As an adult: I took classes in everything but writing in college -- from astronomy to folkdancing to film history. I took off two years and lived in a colonial-era house in the woods of New England. That experience kindled an interest in history and nature, just as playing recorder in an early-music consort there awakened me to the joys of chamber music. Many of the books I've written since have come out of those interests, from historical fiction to poems for multiple voices. After living in many parts of the U.S., I'm now a short distance from Monterey, California, where I was born.
As an artist: I like variety, and have written in just about every genre, from the wordless book to opera. I like to feel fresh ground under my feet and am drawn to new types of books: using newspaper clippings with text (Dateline: Troy), writing for consorts (Big Talk), bridging prose and plays (Seek and Breakout). The sound of the human voice excites me, and the idea of bringing people together. I often write books that lend themselves to performance, scaled not for the theatre, but for the living room -- where my father read his books.
Things you didn't know about Paul Fleischman:
1. I joined fifteen other writers and artists in a book devoted to the letter "a.".
2. I have a border collie named Jingo.
3. My high school friends and I had an alternate world a bit like Weslandia, complete with an invented sport called Skrugby and our own underground school newspaper.

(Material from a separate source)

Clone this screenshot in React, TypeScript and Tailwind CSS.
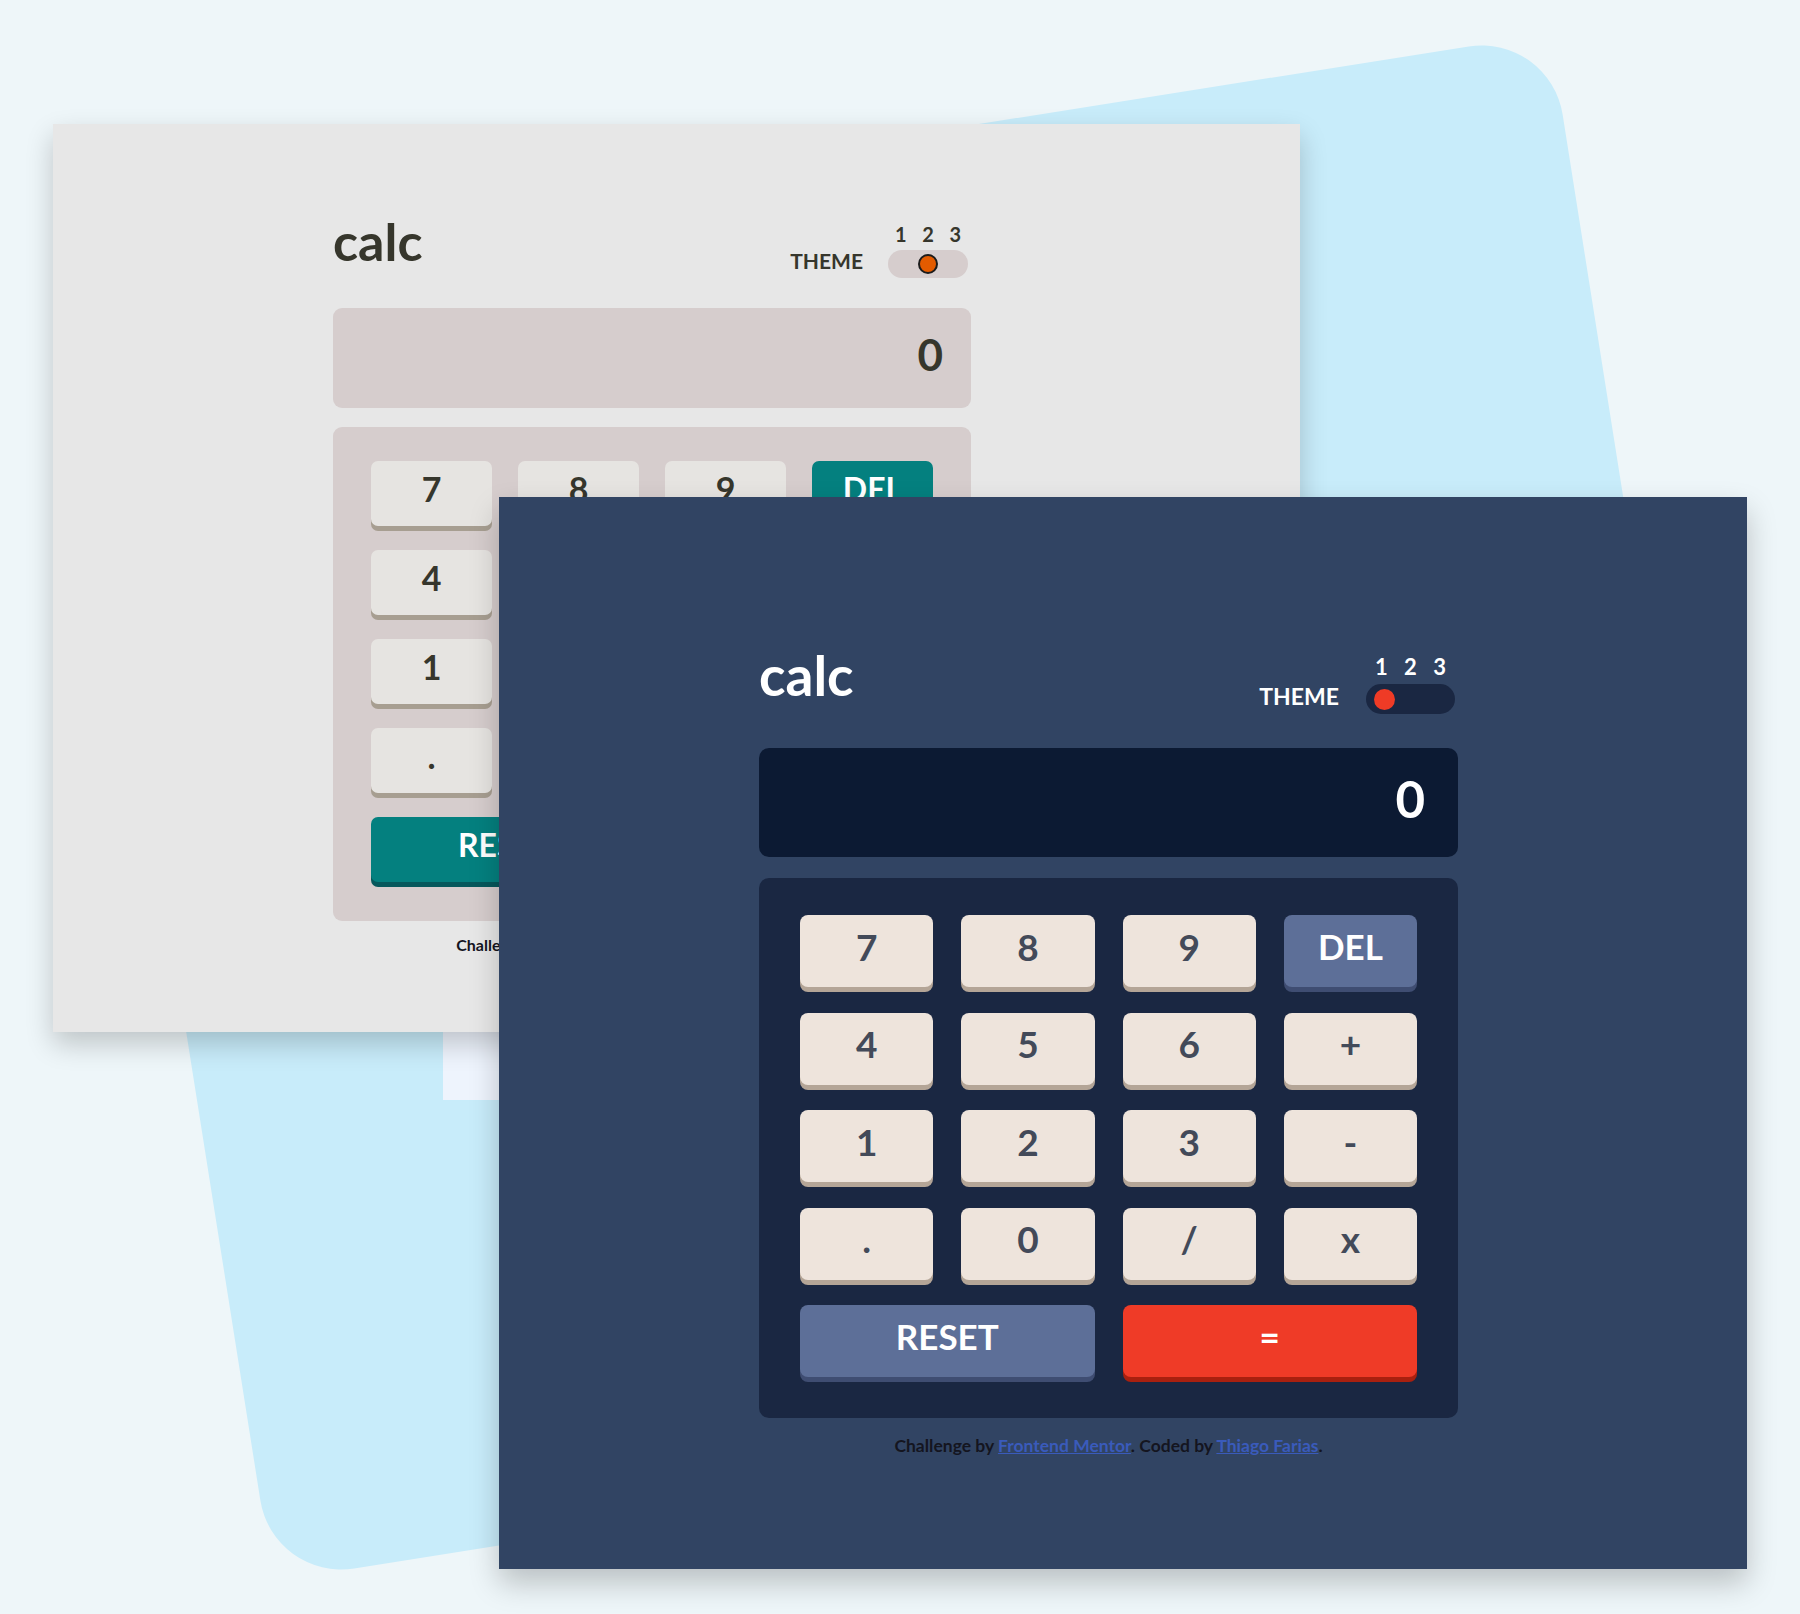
import React from "react";

type Theme = {
  win: string;
  content: string;
  title: string;
  group: string;
  themeLabel: string;
  nums: string;
  toggle: string;
  dot: string;
  display: string;
  displayText: string;
  keypad: string;
  key: string;
  num: string;
  fn: string;
  eq: string;
  footer: string;
  link: string;
};

const dark: Theme = {
  win: "left-[499px] top-[497px] w-[1248px] h-[1072px] bg-[#314463] shadow-[0_14px_28px_rgba(0,0,0,0.22)] z-30",
  content: "ml-[260px] w-[699px] pt-[151px]",
  title: "text-[55px] mb-[11px] text-white",
  group: "gap-[27px] mr-[3px]",
  themeLabel: "text-[23px] mb-[6px] text-white",
  nums: "text-[22px] text-white px-[9px] mb-[6px]",
  toggle: "w-[89px] h-[30px] bg-[#1a2742] justify-start",
  dot: "w-[21px] h-[21px] ml-[8px] bg-[#ef3b26]",
  display: "mt-[34px] h-[109px] rounded-[10px] bg-[#0c1a33] pr-[33px] pb-[8px]",
  displayText: "text-[51px] text-white",
  keypad:
    "mt-[21px] rounded-[10px] bg-[#1a2742] px-[41px] pt-[37px] pb-[41px] gap-x-[28px] gap-y-[25.5px]",
  key: "h-[72px] rounded-[8px] pb-[10px]",
  num: "bg-[#eee4dc] shadow-[0_5px_0_#b4a597] text-[#434a59] text-[37px]",
  fn: "bg-[#5d6f98] shadow-[0_5px_0_#3f4d72] text-white text-[35px]",
  eq: "bg-[#ef3b27] shadow-[0_5px_0_#a9200f] text-white text-[35px]",
  footer: "mt-[18px] text-[17.5px] leading-[20px] text-[#14151f]",
  link: "text-[#3a5bbb] underline",
};

const light: Theme = {
  win: "left-[53px] top-[124px] w-[1247px] h-[908px] bg-[#e7e7e7] shadow-[0_12px_26px_rgba(0,0,0,0.2)] z-20",
  content: "ml-[280px] w-[638px] pt-[91px]",
  title: "text-[52px] mb-[11px] text-[#36362c]",
  group: "gap-[25px] mr-[3px]",
  themeLabel: "text-[21px] mb-[7px] text-[#36362c]",
  nums: "text-[20px] text-[#36362c] px-[7px] mb-[6px]",
  toggle: "w-[80px] h-[28px] bg-[#d6cdcd] justify-center",
  dot: "w-[20px] h-[20px] bg-[#e35b00] border-2 border-[#1b1b1b]",
  display: "mt-[30px] h-[100px] rounded-[9px] bg-[#d6cdcd] pr-[28px] pb-[8px]",
  displayText: "text-[44px] text-[#36362c]",
  keypad:
    "mt-[19px] rounded-[9px] bg-[#d6cdcd] px-[38px] pt-[34px] pb-[39px] gap-x-[26px] gap-y-[24px]",
  key: "h-[65px] rounded-[7px] pb-[9px]",
  num: "bg-[#e6e4e1] shadow-[0_5px_0_#a79e91] text-[#36362c] text-[34px]",
  fn: "bg-[#04807f] shadow-[0_5px_0_#06585c] text-white text-[32px]",
  eq: "bg-[#c85402] shadow-[0_5px_0_#873901] text-white text-[32px]",
  footer: "mt-[15px] text-[16px] leading-[18px] text-[#14151f]",
  link: "text-[#3a5bbb] underline",
};

const keys: { label: string; kind: "num" | "fn" | "eq"; wide?: boolean }[] = [
  { label: "7", kind: "num" },
  { label: "8", kind: "num" },
  { label: "9", kind: "num" },
  { label: "DEL", kind: "fn" },
  { label: "4", kind: "num" },
  { label: "5", kind: "num" },
  { label: "6", kind: "num" },
  { label: "+", kind: "num" },
  { label: "1", kind: "num" },
  { label: "2", kind: "num" },
  { label: "3", kind: "num" },
  { label: "-", kind: "num" },
  { label: ".", kind: "num" },
  { label: "0", kind: "num" },
  { label: "/", kind: "num" },
  { label: "x", kind: "num" },
  { label: "RESET", kind: "fn", wide: true },
  { label: "=", kind: "eq", wide: true },
];

function Calculator({ t }: { t: Theme }) {
  return (
    <div className={`absolute overflow-hidden ${t.win}`}>
      <div className={`flex flex-col ${t.content}`}>
        <header className="flex items-end justify-between">
          <h1 className={`font-bold leading-none ${t.title}`}>calc</h1>
          <div className={`flex items-end ${t.group}`}>
            <span className={`font-bold leading-none ${t.themeLabel}`}>THEME</span>
            <div className="flex flex-col">
              <div className={`flex justify-between font-bold leading-none ${t.nums}`}>
                <span>1</span>
                <span>2</span>
                <span>3</span>
              </div>
              <div className={`flex items-center rounded-full ${t.toggle}`}>
                <div className={`rounded-full ${t.dot}`} />
              </div>
            </div>
          </div>
        </header>
        <div className={`flex items-center justify-end ${t.display}`}>
          <span className={`font-bold leading-none ${t.displayText}`}>0</span>
        </div>
        <div className={`grid grid-cols-4 ${t.keypad}`}>
          {keys.map((k) => (
            <div
              key={k.label}
              className={`flex items-center justify-center font-bold leading-none ${t.key} ${
                k.kind === "num" ? t.num : k.kind === "fn" ? t.fn : t.eq
              } ${k.wide ? "col-span-2" : ""}`}
            >
              {k.label}
            </div>
          ))}
        </div>
        <p className={`text-center font-bold ${t.footer}`}>
          Challenge by <span className={t.link}>Frontend Mentor</span>. Coded by{" "}
          <span className={t.link}>Thiago Farias</span>.
        </p>
      </div>
    </div>
  );
}

export default function App() {
  return (
    <div className="relative w-[1800px] h-[1614px] overflow-hidden bg-[#eef6f9] font-['Lato','Open_Sans',sans-serif]">
      <div className="absolute left-[160px] top-[143px] w-[1503px] h-[1329px] rounded-[82px] bg-[#c8ecfa] rotate-[-9deg] z-0" />
      <div className="absolute left-[443px] top-[560px] w-[900px] h-[540px] bg-[#eef4fd] z-10" />
      <Calculator t={light} />
      <Calculator t={dark} />
    </div>
  );
}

4. Some of those friends successfully stole the copy of Gainsborough's The Blue Boy from our high school library and held it for ransom.

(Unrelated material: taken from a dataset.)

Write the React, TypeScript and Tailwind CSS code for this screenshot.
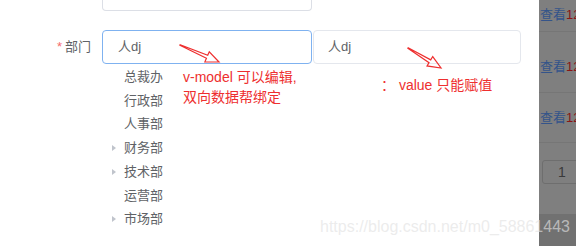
import React from "react";

const font = { fontFamily: '"Liberation Sans", "Noto Sans CJK SC", sans-serif' };

function Tri() {
  return (
    <svg width="6" height="8" viewBox="0 0 6 8" className="shrink-0">
      <path d="M1 1 L5 4 L1 7 Z" fill="#c0c4cc" />
    </svg>
  );
}

const tree: { name: string; arrow: boolean }[] = [
  { name: "总裁办", arrow: false },
  { name: "行政部", arrow: false },
  { name: "人事部", arrow: false },
  { name: "财务部", arrow: true },
  { name: "技术部", arrow: true },
  { name: "运营部", arrow: false },
  { name: "市场部", arrow: true },
];

function Arrow({ x1, y1, x2, y2 }: { x1: number; y1: number; x2: number; y2: number }) {
  const dx = x2 - x1;
  const dy = y2 - y1;
  const len = Math.sqrt(dx * dx + dy * dy);
  const ux = dx / len;
  const uy = dy / len;
  const px = -uy;
  const py = ux;
  const hl = 13;
  const hw = 5.5;
  const sw = 1.6;
  const bx = x2 - ux * hl;
  const by = y2 - uy * hl;
  const pts = [
    [x1 + px * 0.3, y1 + py * 0.3],
    [bx + px * sw, by + py * sw],
    [bx + px * hw, by + py * hw],
    [x2, y2],
    [bx - px * hw, by - py * hw],
    [bx - px * sw, by - py * sw],
    [x1 - px * 0.3, y1 - py * 0.3],
  ]
    .map((p) => p.join(","))
    .join(" ");
  return <polygon points={pts} fill="none" stroke="#ee2f2f" strokeWidth="1.2" strokeLinejoin="miter" />;
}

export default function App() {
  return (
    <div className="relative flex w-[576px] h-[246px] overflow-hidden bg-white" style={font}>
      {/* main page */}
      <div className="flex flex-col w-[539px]">
        <div className="ml-[102px] w-[210px] h-[11px] border border-t-0 border-[#dcdfe6] rounded-b-[4px]" />
        <div className="flex items-center mt-[19px] h-[34px]">
          <div className="w-[102px] pr-[11px] text-right text-[13px] text-[#606266]">
            <span className="text-[#f56c6c] mr-[3px]">*</span>部门
          </div>
          <div className="w-[210px] h-[34px] border border-[#7fb2f0] rounded-[4px] flex items-center pl-[15px] text-[13px] text-[#606266]">
            人dj
          </div>
          <div className="ml-[1px] w-[208px] h-[34px] border border-[#e4e7ed] rounded-[4px] flex items-center pl-[14px] text-[13px] text-[#606266]">
            人dj
          </div>
        </div>
        <div className="flex flex-col mt-[1px] pl-[111px]">
          {tree.map((t) => (
            <div key={t.name} className="flex items-center h-[23.7px] text-[13px] text-[#606266]">
              <div className="w-[13px] flex items-center">{t.arrow ? <Tri /> : null}</div>
              <span>{t.name}</span>
            </div>
          ))}
        </div>
      </div>

      {/* masked side strip */}
      <div className="flex flex-col w-[37px] bg-[#7f7f7f] text-[13px]">
        <div className="h-[32px] flex items-center pb-[2px] pl-[1px] whitespace-nowrap border-b border-[#767676]">
          <span className="text-[#34548a]">查看</span>
          <span className="text-[#8a1515]">12</span>
        </div>
        <div className="h-[61px] flex items-center pt-[10px] pl-[1px] whitespace-nowrap border-b border-[#767676]">
          <span className="text-[#34548a]">查看</span>
          <span className="text-[#8a1515]">12</span>
        </div>
        <div className="h-[50px] flex items-center pl-[1px] whitespace-nowrap border-b border-[#767676]">
          <span className="text-[#34548a]">查看</span>
          <span className="text-[#8a1515]">12</span>
        </div>
        <div className="mt-[17px] ml-[3px] h-[24px] w-[40px] border border-[#6e6e6e] rounded-[3px] flex items-center pl-[15px] text-[14px] text-[#3a3a3a]">
          1
        </div>
        <div className="mt-auto h-[32px] bg-[#717171]" />
      </div>

      {/* annotations drawn over the screenshot */}
      <div className="absolute left-[183px] top-[67px] text-[14px] leading-[20px] text-[#ee2f2f]" style={font}>
        <div>v-model 可以编辑,</div>
        <div>双向数据帮绑定</div>
      </div>
      <div className="absolute left-[381px] top-[75px] text-[14px] leading-[20px] text-[#ee2f2f]" style={font}>
        ： value 只能赋值
      </div>
      <svg className="absolute left-0 top-0 pointer-events-none" width="576" height="246">
        <Arrow x1={180} y1={45} x2={219} y2={62} />
        <Arrow x1={408} y1={48} x2={441} y2={68} />
      </svg>

      {/* watermark */}
      <div className="absolute left-[320px] top-[217px] text-[16px] leading-[20px] text-[#e2e2e2]/65 whitespace-nowrap">
        https://blog.csdn.net/m0_58861443
      </div>
    </div>
  );
}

5. As no staff members noticed, we had to print a story on the theft in our newspaper.
6. Writers need a day job when they're starting out. My first one was as a bagel baker.
7. I rode a bicycle from Los Angeles to Vancouver when I was 19.
8. In my teens and twenties my handwriting was so small that I could fit four or five lines between the lines on a page of notebook paper.
9. For several years I hosted a party in which we competed in reading the worst passages from Christmas newsletters we'd received. Medals were given.
10. I have frequent daydreams in which Beethoven returns to the present and I am his guide.